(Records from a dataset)
|---|

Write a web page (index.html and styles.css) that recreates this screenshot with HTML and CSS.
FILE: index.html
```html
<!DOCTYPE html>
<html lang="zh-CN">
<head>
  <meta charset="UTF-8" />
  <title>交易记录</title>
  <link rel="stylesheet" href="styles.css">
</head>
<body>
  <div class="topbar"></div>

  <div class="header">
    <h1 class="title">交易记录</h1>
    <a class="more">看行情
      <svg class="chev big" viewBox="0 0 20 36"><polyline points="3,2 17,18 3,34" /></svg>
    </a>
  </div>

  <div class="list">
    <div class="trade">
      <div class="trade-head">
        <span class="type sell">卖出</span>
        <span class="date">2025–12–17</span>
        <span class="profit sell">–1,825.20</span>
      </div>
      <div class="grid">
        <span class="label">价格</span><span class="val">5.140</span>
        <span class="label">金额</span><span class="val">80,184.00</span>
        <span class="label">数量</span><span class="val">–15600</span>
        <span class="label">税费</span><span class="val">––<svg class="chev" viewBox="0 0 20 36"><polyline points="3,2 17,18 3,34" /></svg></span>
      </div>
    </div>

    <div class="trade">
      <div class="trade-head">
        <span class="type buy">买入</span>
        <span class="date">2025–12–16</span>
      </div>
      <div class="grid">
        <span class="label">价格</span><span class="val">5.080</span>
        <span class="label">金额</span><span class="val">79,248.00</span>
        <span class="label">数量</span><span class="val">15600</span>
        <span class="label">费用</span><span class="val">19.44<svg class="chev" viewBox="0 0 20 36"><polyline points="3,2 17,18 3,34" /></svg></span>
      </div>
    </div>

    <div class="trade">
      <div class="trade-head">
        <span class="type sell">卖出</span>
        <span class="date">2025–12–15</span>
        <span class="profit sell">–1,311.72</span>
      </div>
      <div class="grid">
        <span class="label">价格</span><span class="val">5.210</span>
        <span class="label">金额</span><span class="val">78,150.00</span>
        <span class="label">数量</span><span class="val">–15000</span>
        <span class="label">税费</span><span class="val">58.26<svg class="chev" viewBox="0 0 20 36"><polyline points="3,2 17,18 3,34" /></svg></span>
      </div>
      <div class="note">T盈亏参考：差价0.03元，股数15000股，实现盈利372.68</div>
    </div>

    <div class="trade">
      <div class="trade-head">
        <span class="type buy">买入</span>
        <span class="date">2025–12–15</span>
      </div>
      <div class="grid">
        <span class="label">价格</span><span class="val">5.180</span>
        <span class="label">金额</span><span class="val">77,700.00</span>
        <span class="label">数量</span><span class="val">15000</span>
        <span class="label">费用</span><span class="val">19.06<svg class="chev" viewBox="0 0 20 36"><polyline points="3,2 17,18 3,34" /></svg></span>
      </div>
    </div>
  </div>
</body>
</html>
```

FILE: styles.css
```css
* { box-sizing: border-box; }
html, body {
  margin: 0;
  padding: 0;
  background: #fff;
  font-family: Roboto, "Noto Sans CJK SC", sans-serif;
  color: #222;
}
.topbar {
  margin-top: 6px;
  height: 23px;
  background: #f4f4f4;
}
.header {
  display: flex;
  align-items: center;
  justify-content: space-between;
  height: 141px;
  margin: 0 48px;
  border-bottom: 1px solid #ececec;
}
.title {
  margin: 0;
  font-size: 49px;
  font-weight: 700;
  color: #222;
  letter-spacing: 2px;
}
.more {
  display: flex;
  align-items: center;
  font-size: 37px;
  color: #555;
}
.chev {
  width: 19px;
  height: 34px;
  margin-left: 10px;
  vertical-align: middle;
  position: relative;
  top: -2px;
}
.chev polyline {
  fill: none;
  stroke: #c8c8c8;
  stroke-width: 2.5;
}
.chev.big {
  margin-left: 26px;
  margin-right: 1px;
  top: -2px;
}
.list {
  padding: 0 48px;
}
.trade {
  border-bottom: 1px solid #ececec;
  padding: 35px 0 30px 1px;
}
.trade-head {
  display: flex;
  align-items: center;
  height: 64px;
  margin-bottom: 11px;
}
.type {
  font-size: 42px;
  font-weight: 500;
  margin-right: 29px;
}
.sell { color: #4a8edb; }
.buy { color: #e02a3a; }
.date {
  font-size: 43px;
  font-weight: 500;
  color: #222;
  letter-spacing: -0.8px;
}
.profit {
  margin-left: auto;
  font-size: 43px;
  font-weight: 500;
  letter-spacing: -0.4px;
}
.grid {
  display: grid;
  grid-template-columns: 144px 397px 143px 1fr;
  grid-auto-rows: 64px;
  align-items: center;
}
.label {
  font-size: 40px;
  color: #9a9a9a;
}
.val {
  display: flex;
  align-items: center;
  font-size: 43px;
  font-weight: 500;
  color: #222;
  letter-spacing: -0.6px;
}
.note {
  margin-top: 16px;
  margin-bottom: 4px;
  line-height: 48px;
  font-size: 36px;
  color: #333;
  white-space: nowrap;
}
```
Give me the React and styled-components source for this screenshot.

|---|

#### Objective
Each entry above is to be printed again exactly.

#### Result for this exercise
Write a web page (index.html and styles.css) that recreates this screenshot with HTML and CSS.
FILE: index.html
```html
<!DOCTYPE html>
<html lang="zh-CN">
<head>
  <meta charset="UTF-8" />
  <title>交易记录</title>
  <link rel="stylesheet" href="styles.css">
</head>
<body>
  <div class="topbar"></div>

  <div class="header">
    <h1 class="title">交易记录</h1>
    <a class="more">看行情
      <svg class="chev big" viewBox="0 0 20 36"><polyline points="3,2 17,18 3,34" /></svg>
    </a>
  </div>

  <div class="list">
    <div class="trade">
      <div class="trade-head">
        <span class="type sell">卖出</span>
        <span class="date">2025–12–17</span>
        <span class="profit sell">–1,825.20</span>
      </div>
      <div class="grid">
        <span class="label">价格</span><span class="val">5.140</span>
        <span class="label">金额</span><span class="val">80,184.00</span>
        <span class="label">数量</span><span class="val">–15600</span>
        <span class="label">税费</span><span class="val">––<svg class="chev" viewBox="0 0 20 36"><polyline points="3,2 17,18 3,34" /></svg></span>
      </div>
    </div>

    <div class="trade">
      <div class="trade-head">
        <span class="type buy">买入</span>
        <span class="date">2025–12–16</span>
      </div>
      <div class="grid">
        <span class="label">价格</span><span class="val">5.080</span>
        <span class="label">金额</span><span class="val">79,248.00</span>
        <span class="label">数量</span><span class="val">15600</span>
        <span class="label">费用</span><span class="val">19.44<svg class="chev" viewBox="0 0 20 36"><polyline points="3,2 17,18 3,34" /></svg></span>
      </div>
    </div>

    <div class="trade">
      <div class="trade-head">
        <span class="type sell">卖出</span>
        <span class="date">2025–12–15</span>
        <span class="profit sell">–1,311.72</span>
      </div>
      <div class="grid">
        <span class="label">价格</span><span class="val">5.210</span>
        <span class="label">金额</span><span class="val">78,150.00</span>
        <span class="label">数量</span><span class="val">–15000</span>
        <span class="label">税费</span><span class="val">58.26<svg class="chev" viewBox="0 0 20 36"><polyline points="3,2 17,18 3,34" /></svg></span>
      </div>
      <div class="note">T盈亏参考：差价0.03元，股数15000股，实现盈利372.68</div>
    </div>

    <div class="trade">
      <div class="trade-head">
        <span class="type buy">买入</span>
        <span class="date">2025–12–15</span>
      </div>
      <div class="grid">
        <span class="label">价格</span><span class="val">5.180</span>
        <span class="label">金额</span><span class="val">77,700.00</span>
        <span class="label">数量</span><span class="val">15000</span>
        <span class="label">费用</span><span class="val">19.06<svg class="chev" viewBox="0 0 20 36"><polyline points="3,2 17,18 3,34" /></svg></span>
      </div>
    </div>
  </div>
</body>
</html>
```

FILE: styles.css
```css
* { box-sizing: border-box; }
html, body {
  margin: 0;
  padding: 0;
  background: #fff;
  font-family: Roboto, "Noto Sans CJK SC", sans-serif;
  color: #222;
}
.topbar {
  margin-top: 6px;
  height: 23px;
  background: #f4f4f4;
}
.header {
  display: flex;
  align-items: center;
  justify-content: space-between;
  height: 141px;
  margin: 0 48px;
  border-bottom: 1px solid #ececec;
}
.title {
  margin: 0;
  font-size: 49px;
  font-weight: 700;
  color: #222;
  letter-spacing: 2px;
}
.more {
  display: flex;
  align-items: center;
  font-size: 37px;
  color: #555;
}
.chev {
  width: 19px;
  height: 34px;
  margin-left: 10px;
  vertical-align: middle;
  position: relative;
  top: -2px;
}
.chev polyline {
  fill: none;
  stroke: #c8c8c8;
  stroke-width: 2.5;
}
.chev.big {
  margin-left: 26px;
  margin-right: 1px;
  top: -2px;
}
.list {
  padding: 0 48px;
}
.trade {
  border-bottom: 1px solid #ececec;
  padding: 35px 0 30px 1px;
}
.trade-head {
  display: flex;
  align-items: center;
  height: 64px;
  margin-bottom: 11px;
}
.type {
  font-size: 42px;
  font-weight: 500;
  margin-right: 29px;
}
.sell { color: #4a8edb; }
.buy { color: #e02a3a; }
.date {
  font-size: 43px;
  font-weight: 500;
  color: #222;
  letter-spacing: -0.8px;
}
.profit {
  margin-left: auto;
  font-size: 43px;
  font-weight: 500;
  letter-spacing: -0.4px;
}
.grid {
  display: grid;
  grid-template-columns: 144px 397px 143px 1fr;
  grid-auto-rows: 64px;
  align-items: center;
}
.label {
  font-size: 40px;
  color: #9a9a9a;
}
.val {
  display: flex;
  align-items: center;
  font-size: 43px;
  font-weight: 500;
  color: #222;
  letter-spacing: -0.6px;
}
.note {
  margin-top: 16px;
  margin-bottom: 4px;
  line-height: 48px;
  font-size: 36px;
  color: #333;
  white-space: nowrap;
}
```
Give me the React and styled-components source for this screenshot.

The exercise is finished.